Elogio del relativismo
In queste ore molti stanno celebrando la memoria di Joseph Ratzinger apprezzando in particolare quanto egli si sia opposto al dilagare del relativismo proprio della società contemporanea.
Mi impressiona molto questo ragionamento, perché io sono convinto che il relativismo sia la più grande conquista della civiltà moderna. Proprio sul relativismo, ovvero sul non considerare come definitiva nessuna dottrina e come totalmente conoscibile nessuna realtà, si fonda il valore della tolleranza: io accetto come significativa l’esperienza esistenziale e di pensiero di un altro essere umano proprio perché so che essa è portatrice di significato (potremmo dire di una parte della verità) e non può mai essere totalmente falsificata da nessuna pretesa verità assoluta.
Nessuno possiede la verità, ma tutti siamo portatori di senso. Il valore di questa consapevolezza filosofica è immenso ed è la base di una società tollerante, aperta e inclusiva.
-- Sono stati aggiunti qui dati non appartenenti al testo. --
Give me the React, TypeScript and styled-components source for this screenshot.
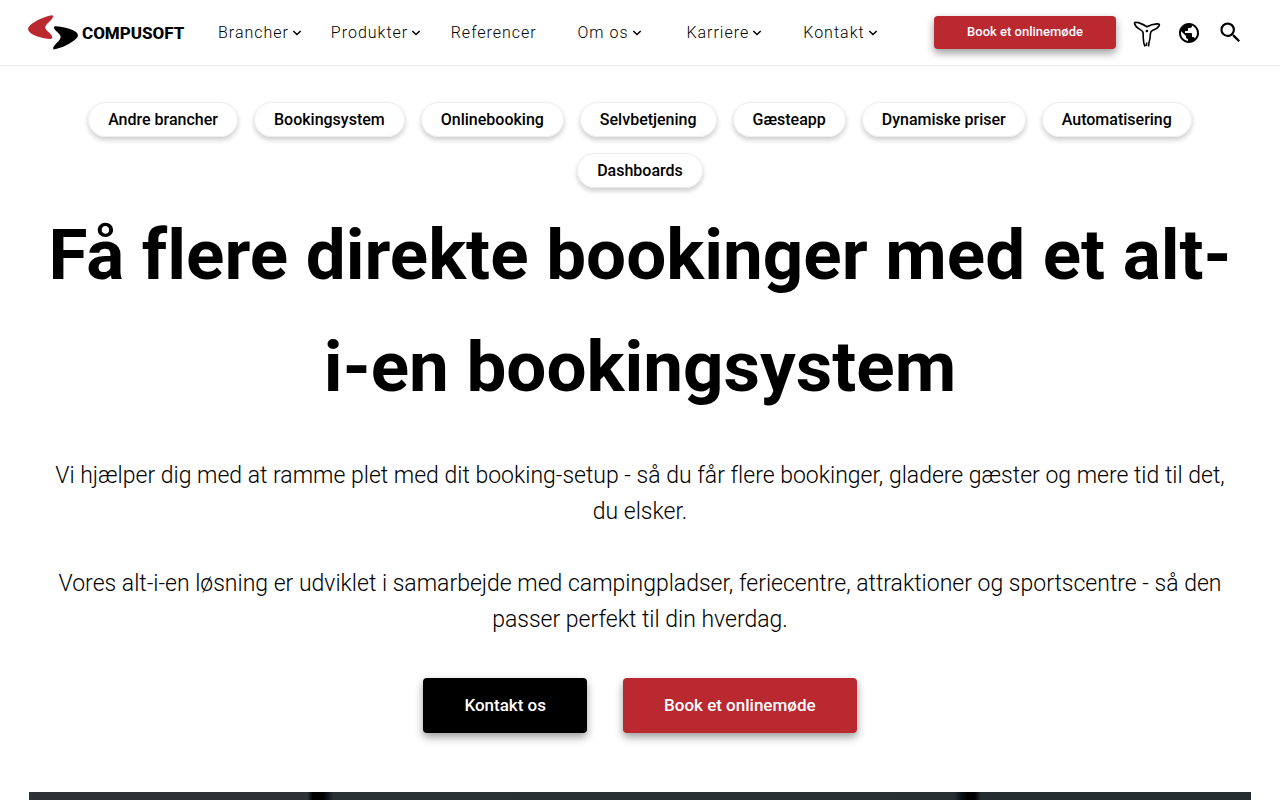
import React from 'react';
import styled, { createGlobalStyle } from 'styled-components';
import { MdPublic, MdSearch } from 'react-icons/md';

const RED = '#ba2830';

const GlobalStyle = createGlobalStyle`
  *, *::before, *::after { box-sizing: border-box; }
  body {
    margin: 0;
    background: #fff;
    color: #000;
    font-family: Roboto, "Liberation Sans", sans-serif;
    font-variant-ligatures: none;
  }
`;

const Page = styled.div`
  display: flex;
  flex-direction: column;
  min-height: 100vh;
`;

const Header = styled.header`
  display: flex;
  align-items: center;
  height: 66px;
  padding: 0 36px 0 28px;
  border-bottom: 1px solid #ebebeb;
`;

const LogoLink = styled.a`
  display: flex;
  align-items: center;
  gap: 4px;
  width: 190px;
  flex-shrink: 0;
  color: #000;
  text-decoration: none;
`;

const LogoText = styled.span`
  font-size: 17px;
  font-weight: 800;
  line-height: 24px;
`;

const Nav = styled.nav`
  flex: 1;
`;

const NavList = styled.ul`
  display: grid;
  grid-template-columns: 113fr 120fr 127fr 109fr 117fr 131fr;
  margin: 0;
  padding: 0;
  list-style: none;
`;

const NavLink = styled.a`
  display: inline-flex;
  align-items: center;
  gap: 3px;
  color: #000;
  font-size: 16px;
  font-weight: 300;
  line-height: 24px;
  letter-spacing: 1px;
  white-space: nowrap;
  text-decoration: none;
`;

const Button = styled.button<{ $tone?: 'red' | 'black'; $small?: boolean }>`
  height: ${(p) => (p.$small ? 33 : 55)}px;
  padding: 0 ${(p) => (p.$small ? 33 : 41)}px 2px;
  border: 0;
  border-radius: 4px;
  background: ${(p) => (p.$tone === 'black' ? '#000' : RED)};
  box-shadow: 0 4px 8px rgba(0, 0, 0, 0.4);
  color: #fff;
  font-family: inherit;
  font-size: ${(p) => (p.$small ? 13 : 17)}px;
  font-weight: 500;
  white-space: nowrap;
  cursor: pointer;
`;

const Tools = styled.div`
  display: flex;
  align-items: center;
  gap: 16px;
  margin-left: 17px;
`;

const IconButton = styled.button`
  display: flex;
  padding: 0;
  border: 0;
  background: none;
  color: #000;
  cursor: pointer;
`;

const Main = styled.main`
  display: flex;
  flex: 1;
  flex-direction: column;
  padding: 36px 28px 0;
  text-align: center;
`;

const Pills = styled.div`
  display: flex;
  flex-wrap: wrap;
  justify-content: center;
  gap: 16px;
`;

const Pill = styled.a`
  height: 35px;
  padding: 0 19px;
  border: 1px solid #ececec;
  border-radius: 18px;
  box-shadow: 0 3px 5px rgba(0, 0, 0, 0.2);
  color: #000;
  font-size: 16px;
  font-weight: 500;
  line-height: 33px;
  text-decoration: none;
`;

const Title = styled.h1`
  margin: 11px 0 35px;
  font-size: 71px;
  font-weight: 700;
  line-height: 112px;
`;

const Lead = styled.p`
  margin: 0 0 36px;
  padding: 0 14px;
  font-size: 23px;
  font-weight: 300;
  line-height: 36px;
`;

const Actions = styled.div`
  display: flex;
  justify-content: center;
  gap: 36px;
  padding-top: 4px;
`;

const Photo = styled.div`
  flex: 1;
  min-height: 8px;
  margin: 59px 1px 0;
  background: linear-gradient(
    90deg,
    #2c3234 0%, #2c3234 22.8%, #000 23.2%, #000 24%, #0a1015 24.4%, #2a3133 24.9%,
    #282f32 75.7%, #0a1218 76.3%, #000 76.8%, #000 77.4%, #252d30 77.9%, #252d30 100%
  );
`;

const Chevron = () => (
  <svg width="10" height="8" viewBox="0 0 10 8" fill="none" stroke="#000" strokeWidth="1.5" aria-hidden="true">
    <path d="M1.3 2 5 5.5 8.7 2" />
  </svg>
);

const LogoMark = () => (
  <svg width="50" height="36" viewBox="0 0 50 36" aria-hidden="true">
    <path
      fill={RED}
      d="M24.5 .3C16 1.500 6 6.200 1.600 10.900C-.5 13.200 -.4 14.800 1.500 16.900C5.500 20.900 14 23.200 22.500 23.900C24.500 23.800 24.800 21.500 23 19.500C21.500 17.800 19.500 16.500 18 14.500C16.800 12.700 17.300 11 19.200 8.800C22 5.800 26.800 2 24.500 .3Z"
    />
    <path
      fill="#000"
      d="M27.500 11.300C36 11.900 44 13.900 48.300 17.200C50.600 19.200 50.400 21.400 48 23.700C43.500 28.200 34 33 25.700 34.400C23.500 33 28 28.800 30.800 25.800C33 23.300 33.200 21.500 31.500 19.300C30 17.300 28 16.200 26.700 14.500C25.300 12.600 25.800 11.500 27.500 11.300Z"
    />
  </svg>
);

const FigureIcon = () => (
  <svg width="28" height="28" viewBox="0 0 28 28" fill="none" stroke="#000" strokeWidth="1.6" strokeLinejoin="round" aria-hidden="true">
    <path d="M12 27.500L10.800 24C10.200 20.500 10.100 16.500 10.100 13.800C9.900 12 8.500 11.200 6.500 10.100C3.800 8.600 1.900 6.300 1.500 4.500C1.300 3.500 2.300 3.300 3.500 3.400C7 3.600 11 6 14 7.800C17 6.100 20.500 5.100 24 4.900C26 4.800 26.900 5.400 26.200 6.600C25 8.800 22.500 10.300 19.800 11.200C18.200 11.800 17.600 12.800 17.500 14.300C17.300 17.500 17 21 15.900 24L15.600 27.500M13.300 27L13.700 23.500" />
    <circle cx="13.9" cy="12" r="1.3" fill="#000" stroke="none" />
  </svg>
);

const navItems = [
  { label: 'Brancher', menu: true },
  { label: 'Produkter', menu: true },
  { label: 'Referencer', menu: false },
  { label: 'Om os', menu: true },
  { label: 'Karriere', menu: true },
  { label: 'Kontakt', menu: true },
];

const pills = [
  'Andre brancher', 'Bookingsystem', 'Onlinebooking', 'Selvbetjening',
  'Gæsteapp', 'Dynamiske priser', 'Automatisering', 'Dashboards',
];

export default function App() {
  return (
    <Page>
      <GlobalStyle />
      <Header>
        <LogoLink href="#">
          <LogoMark />
          <LogoText>COMPUSOFT</LogoText>
        </LogoLink>
        <Nav>
          <NavList>
            {navItems.map((item) => (
              <li key={item.label}>
                <NavLink href="#">
                  {item.label}
                  {item.menu && <Chevron />}
                </NavLink>
              </li>
            ))}
          </NavList>
        </Nav>
        <Button $small>Book et onlinemøde</Button>
        <Tools>
          <IconButton aria-label="Hjælp"><FigureIcon /></IconButton>
          <IconButton aria-label="Sprog"><MdPublic size={24} /></IconButton>
          <IconButton aria-label="Søg"><MdSearch size={27} /></IconButton>
        </Tools>
      </Header>
      <Main>
        <Pills>
          {pills.map((label) => (
            <Pill key={label} href="#">{label}</Pill>
          ))}
        </Pills>
        <Title>Få flere direkte bookinger med et alt-i-en bookingsystem</Title>
        <Lead>
          Vi hjælper dig med at ramme plet med dit booking-setup - så du får flere bookinger, gladere gæster og mere tid til det, du elsker.
        </Lead>
        <Lead>
          Vores alt-i-en løsning er udviklet i samarbejde med campingpladser, feriecentre, attraktioner og sportscentre - så den passer perfekt til din hverdag.
        </Lead>
        <Actions>
          <Button $tone="black">Kontakt os</Button>
          <Button>Book et onlinemøde</Button>
        </Actions>
        <Photo />
      </Main>
    </Page>
  );
}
Oltre a ciò, esiste un profondo valore spirituale nel relativismo. Esso infatti preserva la consapevolezza del carattere trascendente della verità: la verità è trascendente e mai totalmente afferrabile dell’uomo, neppure lontanamente, e proprio per questo ogni esperienza umana si configura come un contributo imprescindibile per avanzare in quel percorso affascinante e mai concluso che è la ricerca della verità.
Noi non conosciamo mai la verità nella sua totalità, ma accade qualcosa di molto più importante: noi siamo la verità.
Alcuni temono che il relativismo si risolva in una forma di egoismo in cui più nulla ha valore e in cui il soggetto si sente libero dal rispetto di ogni norma e pure della dignità di ogni persona. Questo timore è infondato, perché la questione non riguarda il relativismo in sé, quanto piuttosto l’atteggiamento altruistico o egoistico del soggetto.
Il mio relativismo può essere altruistico ed empatico oppure egoistico e crudele. Il fatto che sistemi di pensiero non relativistici non abbiano mai generato società prive di violenza, anzi, il fatto che su di essi si siano fondati poteri repressivi e intolleranti, dimostra che il rispetto della dignità altrui non dipende dalle pretese filosofiche di conoscenza della verità, quanto piuttosto dalla capacità umana di provare empatia e amore per ciò che è umano al di fuori di sé e dentro di sé.
Anzi, si potrebbe sostenere che la tendenza a non considerare se stessi o il proprio gruppo politico o religioso come detentori della verità assoluta e a valorizzare l’esperienza e il pensiero altrui siano di per sé già sintomo ed espessione di un atteggiamento empatico, tollerante e compassionevole.